**Stated goal:** Identify the lines in the data below that contain "React" and give only how many there are.

Begin

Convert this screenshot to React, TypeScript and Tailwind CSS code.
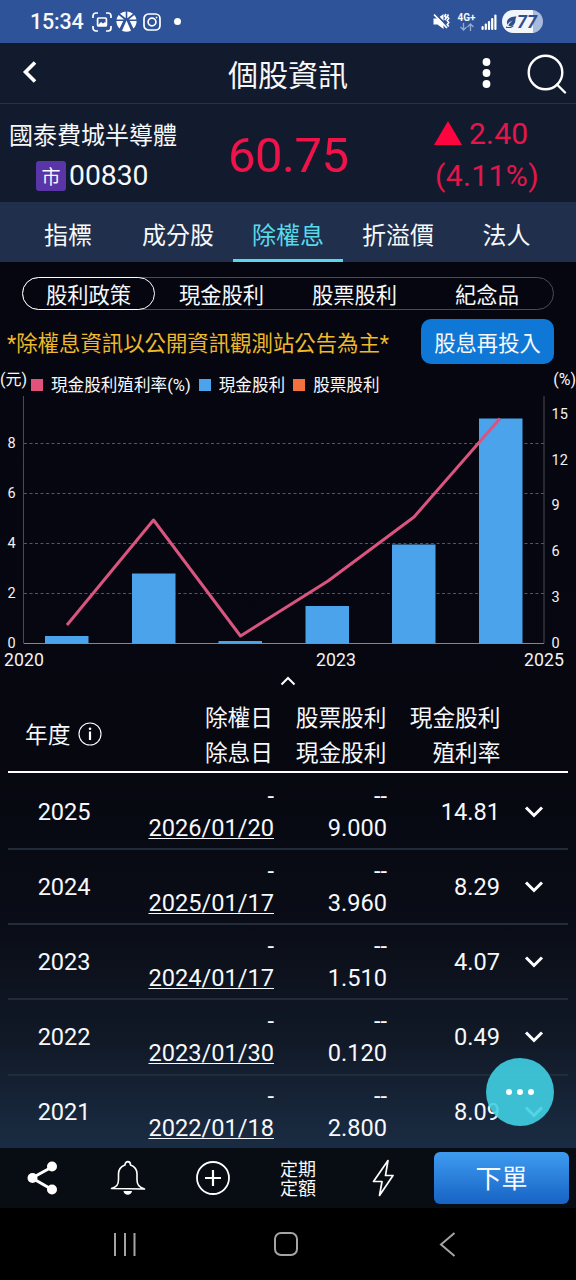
import React from "react";

const tabs = ["指標", "成分股", "除權息", "折溢價", "法人"];

const subTabs = ["股利政策", "現金股利", "股票股利", "紀念品"];

const legend = [
  { label: "現金股利殖利率(%)", color: "bg-[#e0517c]", gap: "mr-[8px]" },
  { label: "現金股利", color: "bg-[#4ba3ec]", gap: "mr-[8px]" },
  { label: "股票股利", color: "bg-[#f2713f]", gap: "" },
];

const rows = [
  { year: "2025", date: "2026/01/20", cash: "9.000", rate: "14.81" },
  { year: "2024", date: "2025/01/17", cash: "3.960", rate: "8.29" },
  { year: "2023", date: "2024/01/17", cash: "1.510", rate: "4.07" },
  { year: "2022", date: "2023/01/30", cash: "0.120", rate: "0.49" },
  { year: "2021", date: "2022/01/18", cash: "2.800", rate: "8.09" },
];

// chart coordinates
const bars = [
  { x: 45, y: 241 },
  { x: 132, y: 178.5 },
  { x: 218.5, y: 246 },
  { x: 305.5, y: 211 },
  { x: 392, y: 149.5 },
  { x: 479, y: 23.5 },
];

const leftTicks = [
  { v: "8", y: 48.5 },
  { v: "6", y: 98.5 },
  { v: "4", y: 148.5 },
  { v: "2", y: 198.5 },
  { v: "0", y: 248.5 },
];

const rightTicks = [
  { v: "15", y: 18.5 },
  { v: "12", y: 64.5 },
  { v: "9", y: 110 },
  { v: "6", y: 156 },
  { v: "3", y: 201.5 },
  { v: "0", y: 247.5 },
];

function StatusBar() {
  return (
    <div className="flex h-[43px] shrink-0 items-center bg-[#2f5398] pl-[30px] pr-[33px]">
      <span className="w-[62px] text-[21.5px] font-medium leading-none tracking-[-0.2px]">15:34</span>
      <svg width="20" height="20" viewBox="0 0 20 20" fill="none" stroke="#fff" strokeWidth="1.7">
        <path d="M1 6V4a3 3 0 0 1 3-3h2M14 1h2a3 3 0 0 1 3 3v2M19 14v2a3 3 0 0 1-3 3h-2M6 19H4a3 3 0 0 1-3-3v-2" />
        <rect x="5.6" y="6" width="8.800" height="8" rx="1" />
        <path d="M6 13l3-3 2 1.5 2-1.5 1 1v3H6z" fill="#fff" stroke="none" />
      </svg>
      <svg className="ml-[4px]" width="21" height="21" viewBox="0 0 21 21" fill="#fff">
        <path d="M9.700 0.500v6.800L4 2.700A10 10 0 0 1 9.700.5zM11.300.5v6.800L17 2.700A10 10 0 0 0 11.300.5z" />
        <path d="M2.700 4l5.500 4.500H.500A10 10 0 0 1 2.700 4zM18.300 4l-5.500 4.500h7.700A10 10 0 0 0 18.300 4z" />
        <path d="M.4 10h6.800L3.600 17.500A10 10 0 0 1 .4 10zM20.600 10h-6.800l3.600 7.500a10 10 0 0 0 3.200-7.500z" />
        <path d="M10.500 9.500L15 19.800q-4.500 2-9 0z" />
      </svg>
      <svg className="ml-[6px]" width="18" height="18" viewBox="0 0 18 18" fill="none" stroke="#fff" strokeWidth="1.7">
        <rect x="1" y="1" width="16" height="16" rx="4.500" />
        <circle cx="9" cy="9" r="3.900" />
        <circle cx="13.500" cy="4.500" r="0.500" fill="#fff" strokeWidth="1" />
      </svg>
      <span className="ml-[13px] size-[6.500px] rounded-full bg-white" />

      <div className="ml-auto flex items-center">
        <svg width="17" height="17" viewBox="0 0 17 17" fill="none" stroke="#fff">
          <path d="M0.500 5.500h4l6-4.500v15l-6-4.500h-4z" fill="#fff" stroke="none" />
          <path d="M2 0.500l14 14" stroke="#2f5398" strokeWidth="1.800" />
          <path d="M1 1.500l13 13.500" strokeWidth="1.800" />
          <path d="M13 1l-1.300 2 1.500 2-1.500 2M15.500 1.500l-1.300 2 1.500 2-1.500 2 1.500 2-1.500 2 1.500 2" strokeWidth="1.600" />
        </svg>
        <div className="ml-[6px] flex w-[21px] flex-col items-center">
          <span className="text-[10px] font-bold leading-[10px]">4G+</span>
          <svg width="14" height="8" viewBox="0 0 14 8" fill="none" stroke="#91a9d5" strokeWidth="1.300">
            <path d="M3.500 0v7M0.500 4l3 3 3-3M10.500 8V1M7.500 4l3-3 3 3" />
          </svg>
        </div>
        <svg className="ml-[4px]" width="16" height="16" viewBox="0 0 16 16" fill="#fff">
          <rect x="0.500" y="12" width="2.200" height="4" rx="1" />
          <rect x="3.700" y="9.500" width="2.200" height="6.500" rx="1" />
          <rect x="6.900" y="7" width="2.200" height="9" rx="1" />
          <rect x="10.100" y="4" width="2.200" height="12" rx="1" />
          <rect x="13.300" y="0.500" width="2.200" height="15.500" rx="1" />
        </svg>
        <div className="ml-[5px] flex h-[23px] w-[41px] items-center rounded-full bg-[linear-gradient(90deg,#f1f5fc_76%,#a9bbdc_76%)] pl-[4px] text-[#2f4f8c]">
          <svg width="11" height="12" viewBox="0 0 12 13" fill="currentColor">
            <path d="M11.500 0.500C6 0 1 2.500 1 7c0 1 .3 1.800.7 2.400C3 7 5 5.500 8 4.500 5.500 6 3.500 8 2.500 10.500 7.500 12.500 10.500 8 10.300 4c.1-1.500.5-2.500 1.200-3.500z" />
            <path d="M0 12c3 1.200 6 .6 8-1.500" fill="none" stroke="currentColor" strokeWidth="1.200" />
          </svg>
          <span className="text-[18px] font-bold italic leading-none">77</span>
        </div>
      </div>
    </div>
  );
}

function Header() {
  return (
    <div className="flex h-[61px] shrink-0 items-center border-b border-[#243250] bg-[#121b2e] pl-[22px] pr-[9px]">
      <svg className="-mt-[2px]" width="15" height="22" viewBox="0 0 15 22" fill="none" stroke="#fff" strokeWidth="3.600">
        <path d="M13 1.500L3.500 11l9.500 9.500" />
      </svg>
      <h1 className="ml-auto pt-[5px] text-[30px] leading-none">個股資訊</h1>
      <svg className="-mt-[1px] ml-[134px]" width="9" height="30" viewBox="0 0 9 30" fill="#fff">
        <circle cx="4.500" cy="4" r="3.900" />
        <circle cx="4.500" cy="15" r="3.900" />
        <circle cx="4.500" cy="26" r="3.900" />
      </svg>
      <svg className="ml-[36px] mt-[2px]" width="40" height="40" viewBox="0 0 40 40" fill="none" stroke="#fff" strokeWidth="2.400">
        <circle cx="18.500" cy="18.500" r="16.800" />
        <path d="M30 30.500l8 8" strokeLinecap="round" />
      </svg>
    </div>
  );
}

function Quote() {
  return (
    <div className="flex h-[98px] shrink-0 bg-[#121b2e]">
      <div className="flex w-[219px] flex-col pl-[9px] pt-[18px]">
        <div className="whitespace-nowrap text-[24px] leading-[28px]">國泰費城半導體</div>
        <div className="ml-[27px] mt-[8px] flex items-center">
          <span className="flex h-[30px] w-[30px] items-center justify-center rounded-[3px] bg-[#5a35a8] pt-[3px] text-[19px] leading-none">
            市
          </span>
          <span className="ml-[3px] pt-[1px] text-[28.300px] leading-[34px]">00830</span>
        </div>
      </div>
      <div className="w-[215px] pl-[9px] pt-[24px] text-[49px] leading-[56px] tracking-[-0.500px] text-[#f0134a]">60.75</div>
      <div className="text-[30px] leading-[42px] text-[#e4164a]">
        <div className="flex items-center pt-[9px]">
          <svg className="-mt-[2px]" width="28" height="24" viewBox="0 0 28 24" fill="#ff0540">
            <path d="M14 0l14 24H0z" />
          </svg>
          <span className="ml-[7px] tracking-[0.200px]">2.40</span>
        </div>
        <div className="pl-[1px] tracking-[0.400px]">(4.11%)</div>
      </div>
    </div>
  );
}

function Tabs() {
  return (
    <div className="flex h-[60px] shrink-0 bg-[#202f4b] px-[13px]">
      {tabs.map((tab) => (
        <div
          key={tab}
          className={
            tab === "除權息"
              ? "flex w-[110px] justify-center border-b-[3px] border-[#57d9ea] pt-[17px] text-[24px] leading-[34px] text-[#57d9ea]"
              : "flex w-[110px] justify-center pt-[17px] text-[24px] leading-[34px] last:w-[107px]"
          }
        >
          {tab}
        </div>
      ))}
    </div>
  );
}

function Chart() {
  return (
    <svg className="block shrink-0" width="576" height="275" viewBox="0 0 576 275">
      {leftTicks.slice(0, 4).map((t) => (
        <path key={t.v} d={`M24 ${t.y}H544`} stroke="#55575d" strokeDasharray="3 2.500" />
      ))}
      <path d="M24 248.500H544" stroke="#85878c" />
      <path d="M23.500 1V248.500M544 1V248.500" stroke="#4a4b52" />
      {bars.map((b) => (
        <rect key={b.x} x={b.x} y={b.y} width="43.500" height={248.5 - b.y} fill="#4ba3ec" />
      ))}
      <path
        d="M67 230L153.500 125L240.500 241L328 186L414 122L500 23.500"
        fill="none"
        stroke="#d95580"
        strokeWidth="3"
        strokeLinejoin="round"
      />
      <g fill="#f2f2f4" fontSize="14.500">
        {leftTicks.map((t) => (
          <text key={t.v} x="7.500" y={t.y + 4.5}>
            {t.v}
          </text>
        ))}
        {rightTicks.map((t) => (
          <text key={t.v} x="551.500" y={t.y + 5}>
            {t.v}
          </text>
        ))}
      </g>
      <g fill="#f2f2f4" fontSize="17.700" textAnchor="middle">
        <text x="24" y="271">2020</text>
        <text x="336" y="271">2023</text>
        <text x="544" y="271">2025</text>
      </g>
    </svg>
  );
}

function ChevronDown() {
  return (
    <svg width="20" height="14" viewBox="0 0 20 14" fill="none" stroke="#fff" strokeWidth="3">
      <path d="M2 2.500l8 8 8-8" />
    </svg>
  );
}

function TableHead() {
  return (
    <div className="mx-[8px] flex h-[81px] shrink-0 border-b-2 border-white text-[22.700px] leading-[34.500px]">
      <div className="flex w-[120px] items-center pl-[17px] pt-[5px]">
        <span className="pt-[4px]">年度</span>
        <svg className="ml-[8px]" width="24" height="24" viewBox="0 0 24 24" fill="none" stroke="#fff">
          <circle cx="12" cy="12" r="11" strokeWidth="1.100" />
          <path d="M12 9.500V18" strokeWidth="2.200" />
          <circle cx="12" cy="6.700" r="1.300" fill="#fff" stroke="none" />
        </svg>
      </div>
      <div className="w-[145px] pt-[10px] text-right">
        <div>除權日</div>
        <div>除息日</div>
      </div>
      <div className="w-[113.500px] pt-[10px] text-right">
        <div>股票股利</div>
        <div>現金股利</div>
      </div>
      <div className="w-[114px] pt-[10px] text-right">
        <div>現金股利</div>
        <div>殖利率</div>
      </div>
    </div>
  );
}

function BottomBar() {
  return (
    <div className="flex h-[60px] shrink-0 items-center bg-[#070d12] pl-[27px] pr-[7px]">
      <svg width="31" height="34" viewBox="0 0 31 34" fill="#fff">
        <path d="M25 6L5 17l20 11.500" fill="none" stroke="#fff" strokeWidth="3" />
        <circle cx="25" cy="5.500" r="5" />
        <circle cx="5.500" cy="17" r="5" />
        <circle cx="25" cy="28.500" r="5" />
      </svg>
      <svg className="ml-[52px]" width="36" height="36" viewBox="0 0 36 36" fill="none" stroke="#fff" strokeWidth="1.600">
        <path
          d="M1.500 28.500c5-1.500 7-3.500 7-9v-5.500c0-4.500 2.300-7.500 6.500-9 0-4.500 5.500-4.500 5.500 0 4.200 1.500 6.500 4.500 6.500 9v5.500c0 5.500 2 7.500 7.500 9.500z"
          strokeLinejoin="round"
        />
        <path d="M13.500 31h8.500c-.5 5-8 5-8.500 0z" fill="#fff" stroke="none" />
      </svg>
      <svg className="ml-[50px]" width="34" height="34" viewBox="0 0 34 34" fill="none" stroke="#fff">
        <circle cx="17" cy="17" r="16" strokeWidth="1.800" />
        <path d="M17 9v16M9 17h16" strokeWidth="2.200" />
      </svg>
      <div className="ml-[50px] w-[37px] pt-[2px] text-[18px] leading-[19px]">
        <div>定期</div>
        <div>定額</div>
      </div>
      <svg className="ml-[55px]" width="22" height="38" viewBox="0 0 22 38" fill="none" stroke="#fff" strokeWidth="1.700">
        <path d="M16 1.500L1.500 22.500H10L7.500 36.500 21 16.500h-7.500z" strokeLinejoin="round" />
      </svg>
      <button className="ml-auto h-[52px] w-[135px] rounded-[6px] bg-linear-to-b from-[#3f9cf0] to-[#1763c4] pt-[3px] text-[26px] leading-[49px]">
        下單
      </button>
    </div>
  );
}

function SystemNav() {
  return (
    <div className="flex h-[72px] shrink-0 items-center bg-black pl-[113px]">
      <svg width="23" height="23" viewBox="0 0 23 23" stroke="#a4a4a4" strokeWidth="2">
        <path d="M2 0v23M12 0v23M21.500 0v23" />
      </svg>
      <svg className="ml-[138px]" width="24" height="24" viewBox="0 0 24 24" fill="none" stroke="#a4a4a4" strokeWidth="2">
        <rect x="1" y="1" width="22" height="22" rx="6" />
      </svg>
      <svg className="ml-[141px]" width="17" height="25" viewBox="0 0 17 25" fill="none" stroke="#a4a4a4" strokeWidth="2">
        <path d="M15.500 1L2 12.500l13.500 11.500" />
      </svg>
    </div>
  );
}

export default function App() {
  return (
    <div className="relative flex h-[1280px] w-[576px] flex-col overflow-hidden bg-black font-['Roboto','Noto_Sans_CJK_TC',sans-serif] text-[#f7f8fb]">
      <StatusBar />
      <Header />
      <Quote />
      <Tabs />

      <div className="flex h-[886px] shrink-0 flex-col overflow-hidden bg-[linear-gradient(180deg,#05060f_0%,#06070f_55%,#0a0d17_75%,#111927_88%,#1a2c43_100%)]">
        {/* Sub tabs */}
        <div className="ml-[22px] mt-[15px] flex h-[33px] w-[532px] shrink-0 rounded-full border border-[#4b4c53]">
          {subTabs.map((tab, index) => (
            <div
              key={tab}
              className={
                index === 0
                  ? "-my-px -ml-px flex w-[133px] shrink-0 items-center justify-center rounded-full border-[1.500px] border-white pt-[5px] text-[21.300px] leading-none"
                  : "flex w-[133px] shrink-0 items-center justify-center pt-[5px] text-[21.300px] leading-none last:w-[132px]"
              }
            >
              {tab}
            </div>
          ))}
        </div>

        {/* Notice and reinvest button */}
        <div className="mt-[9px] flex h-[45px] shrink-0 items-center justify-between pl-[7px] pr-[22px]">
          <span className="whitespace-nowrap pt-[5px] text-[21.400px] leading-[30px] text-[#eeb92b]">
            *除權息資訊以公開資訊觀測站公告為主*
          </span>
          <button className="h-[45px] w-[133px] rounded-[10px] bg-[#0f78d6] pt-[5px] text-[21.300px] leading-none">
            股息再投入
          </button>
        </div>

        {/* Legend */}
        <div className="flex h-[31px] shrink-0 items-center text-[16.600px] leading-[20px]">
          <span className="w-[31px] pt-[1px] text-[16px]">(元)</span>
          {legend.map((item) => (
            <div key={item.label} className={`flex items-center whitespace-nowrap pt-[10px] ${item.gap}`}>
              <span className={`mr-[8px] size-[12px] ${item.color}`} />
              <span className="pt-[2px]">{item.label}</span>
            </div>
          ))}
          <span className="ml-auto pt-[1px] text-[16px]">(%)</span>
        </div>

        <Chart />

        <div className="flex h-[22px] shrink-0 items-center justify-center">
          <svg width="16" height="10" viewBox="0 0 16 10" fill="none" stroke="#fff" strokeWidth="2">
            <path d="M1.500 8.500L8 2l6.500 6.500" />
          </svg>
        </div>

        <TableHead />

        <div className="mt-[2px] shrink-0">
          {rows.map((row) => (
            <div
              key={row.year}
              className="mx-[8px] flex h-[75.150px] items-center border-b-2 border-[#202c39] text-[23.600px] leading-[32px]"
            >
              <div className="w-[112px] text-center tracking-[-0.100px]">{row.year}</div>
              <div className="w-[154px] text-right">
                <div>-</div>
                <div className="underline decoration-1 underline-offset-[2px]">{row.date}</div>
              </div>
              <div className="w-[113px] text-right">
                <div>--</div>
                <div>{row.cash}</div>
              </div>
              <div className="w-[113px] text-right">{row.rate}</div>
              <div className="ml-[24px]">
                <ChevronDown />
              </div>
            </div>
          ))}
        </div>
      </div>

      <BottomBar />
      <SystemNav />

      {/* Floating menu button */}
      <button className="absolute left-[486px] top-[1058px] flex h-[68px] w-[68px] items-center justify-center gap-[5px] rounded-full bg-[#40d0e3]/90">
        <span className="size-[6px] rounded-full bg-white" />
        <span className="size-[6px] rounded-full bg-white" />
        <span className="size-[6px] rounded-full bg-white" />
      </button>
    </div>
  );
}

End

**Solution for this task:** 2